Eu égard aux considérations qui précèdent, il y a lieu de répondre à la question posée que l’article 306 de la directive TVA doit être interprété en ce sens que la prestation d’un assujetti, qui consiste à acheter des services d’hébergement auprès d’autres assujettis et à les revendre à d’autres opérateurs économiques, relève du régime particulier de la TVA applicable aux agences de voyages, bien que ces services ne soient pas accompagnés de services supplémentaires.

Sur les dépens

31

La procédure revêtant, à l’égard des parties au principal, le caractère d’un incident soulevé devant la juridiction de renvoi, il appartient à celle-ci de statuer sur les dépens.

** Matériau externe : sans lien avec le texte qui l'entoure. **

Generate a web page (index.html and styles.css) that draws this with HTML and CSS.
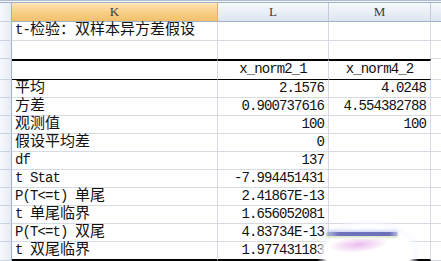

Les frais exposés pour soumettre des observations à la Cour, autres que ceux desdites parties, ne peuvent faire l’objet d’un remboursement.

 

Par ces motifs, la Cour (huitième chambre) dit pour droit :

 

L’article 306 de la directive 2006/112/CE du Conseil, du 28 novembre 2006, relative au système commun de taxe sur la valeur ajoutée,

 

doit être interprété en ce sens que :

 

la prestation d’un assujetti, qui consiste à acheter des services d’hébergement auprès d’autres assujettis et à les revendre à d’autres opérateurs économiques, relève du régime particulier de la taxe sur la valeur ajoutée applicable aux agences de voyages, bien que ces services ne soient pas accompagnés de services supplémentaires.

 

Signatures


( *1 ) Langue de procédure : le polonais.